Bug #13596 Server allows PRIMARY KEY > 500 for MyISAM when failing over from InnoDB
Submitted: 29 Sep 2005 7:09 Modified: 24 Apr 2006 9:12
Reporter: Lachlan Mulcahy Email Updates:
Status: Won't fix Impact on me:
None 
Category:MySQL Server Severity:S3 (Non-critical)
Version:4.0.26 OS:Any (Any)
Assigned to: Sergey Vojtovich CPU Architecture:Any

[29 Sep 2005 7:09] Lachlan Mulcahy
Description:
When running MySQL with skip-innodb if you attempt to create a table with a primary key that exceeds 500 in length and specify InnoDB as the TYPE parameter the server will failover to MyISAM and create the table even though it should issue an error due to index length being > 500.
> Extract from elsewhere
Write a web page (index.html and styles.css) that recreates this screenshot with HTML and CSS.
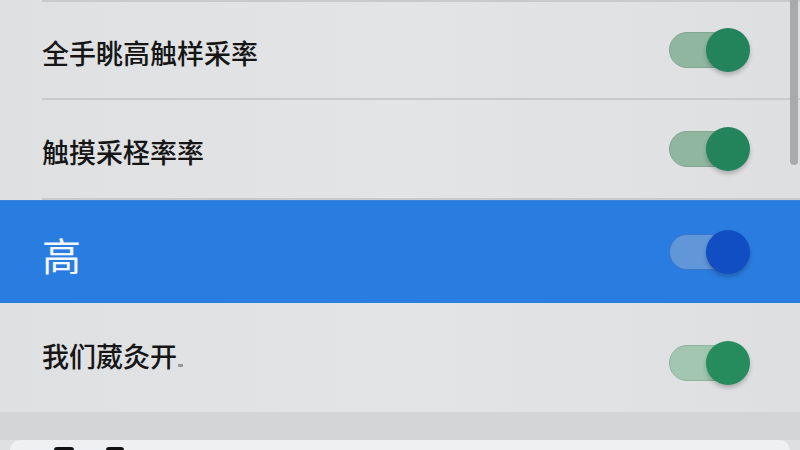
FILE: index.html
```html
<!DOCTYPE html>
<html lang="zh">
<head>
<meta charset="utf-8">
<link rel="stylesheet" href="styles.css">
</head>
<body>
<div class="screen">
  <div class="list">
    <div class="row first">
      <span class="label">全手眺高触样采率</span>
      <span class="toggle green"><span class="track"></span><span class="knob"></span></span>
    </div>
    <div class="row">
      <span class="label">触摸采柽率率</span>
      <span class="toggle green"><span class="track"></span><span class="knob"></span></span>
    </div>
    <div class="row selected">
      <span class="label big">高</span>
      <span class="toggle blue"><span class="track"></span><span class="knob"></span></span>
    </div>
    <div class="row last">
      <span class="label">我们葳灸开<span class="mark"></span></span>
      <span class="toggle green light"><span class="track"></span><span class="knob"></span></span>
    </div>
  </div>
  <div class="band"></div>
  <div class="card"><span class="frag f1"></span><span class="frag f2"></span></div>
  <div class="scrollbar"></div>
</div>
</body>
</html>
```

FILE: styles.css
```css
html, body {
  margin: 0;
  padding: 0;
}
body {
  width: 800px;
  height: 450px;
  overflow: hidden;
  background: #e1e2e4;
  font-family: "Noto Sans CJK SC", "Noto Sans", sans-serif;
}
.screen {
  position: relative;
  width: 800px;
  height: 450px;
  display: flex;
  flex-direction: column;
  background: linear-gradient(90deg, #dfe0e2, #e3e4e6 50%, #dedfe1);
}
.list {
  display: flex;
  flex-direction: column;
}
.row {
  height: 100px;
  display: flex;
  align-items: center;
  justify-content: space-between;
  padding: 0 49px 0 0;
  box-sizing: border-box;
  border-bottom: 2px solid #c9cacc;
  margin-left: 42px;
}
.row.first {
  border-top: 2px solid #c9cacc;
}
.row.selected {
  margin-left: 0;
  padding-left: 42px;
  height: 103px;
  background: #2a7de0;
  border-bottom: none;
  border-top: 1px solid #3a86df;
}
.row.last {
  height: 109px;
  border-bottom: none;
}
.label {
  font-size: 27px;
  font-weight: 500;
  line-height: 1;
  color: #161616;
  margin-top: 5px;
}
.label.big {
  font-size: 39px;
  font-weight: 400;
  color: #f4f8fd;
  margin-top: 4px;
}
.row.last .label {
  margin-top: -4px;
}
.mark {
  display: inline-block;
  width: 5px;
  height: 3px;
  background: #9a9a9a;
  margin-left: 1px;
}
.toggle {
  position: relative;
  width: 82px;
  height: 44px;
  display: block;
}
.row.last .toggle {
  margin-top: 10px;
}
.track {
  position: absolute;
  left: 0;
  top: 4px;
  width: 64px;
  height: 36px;
  border-radius: 18px;
  box-sizing: border-box;
}
.knob {
  position: absolute;
  left: 37px;
  top: 0;
  width: 44px;
  height: 44px;
  border-radius: 50%;
  box-shadow: 0 3px 4px rgba(0, 0, 0, 0.22);
}
.green .track {
  background: #90b6a0;
  border: 1px solid #7fa78f;
}
.green .knob {
  background: #23835a;
}
.green.light .track {
  background: #a2c6b0;
  border-color: #8fb39c;
}
.green.light .knob {
  background: #268c5d;
}
.blue .track {
  background: #6196d8;
  border: 1px solid #3d78c9;
}
.blue .knob {
  background: #114ec4;
}
.band {
  height: 28px;
  background: #d4d5d7;
}
.card {
  position: relative;
  flex: 1;
  margin: 0 10px;
  background: #eef0f1;
  border-radius: 16px 16px 0 0;
}
.frag {
  position: absolute;
  top: 7px;
  height: 3px;
  background: #111;
  border-radius: 3px 3px 0 0;
}
.f1 { left: 44px; width: 20px; }
.f2 { left: 96px; width: 18px; }
.scrollbar {
  position: absolute;
  right: 2px;
  top: 0;
  width: 8px;
  height: 165px;
  background: #a8aaac;
  border-radius: 0 0 4px 4px;
}
```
I'm not sure what the impact of the server allowing this is; perhaps it could cause corrupted indexes  when the table is used?

How to repeat:
Start server with skip-innodb

# This will issue and error (key > 500)
CREATE TABLE t1 (a VARCHAR(255), b VARCHAR(255), PRIMARY KEY(a,b) ) TYPE=MyISAM;

# This will not issue an error and will create a MyISAM table
CREATE TABLE t1 (a VARCHAR(255), b VARCHAR(255), PRIMARY KEY(a,b) ) TYPE=InnoDB;

# Check for MyISAM table with index > 500
SHOW TABLE STATUS LIKE 't1';
SHOW INDEX FROM t1;

Suggested fix:
Perform complete checks on new table for table types when "failing over".
[24 Apr 2006 9:12] Sergey Vojtovich
This bug doesn't occur in 4.1, 5.0. 4.0 is closed for development. Setting bug status to Won't fix.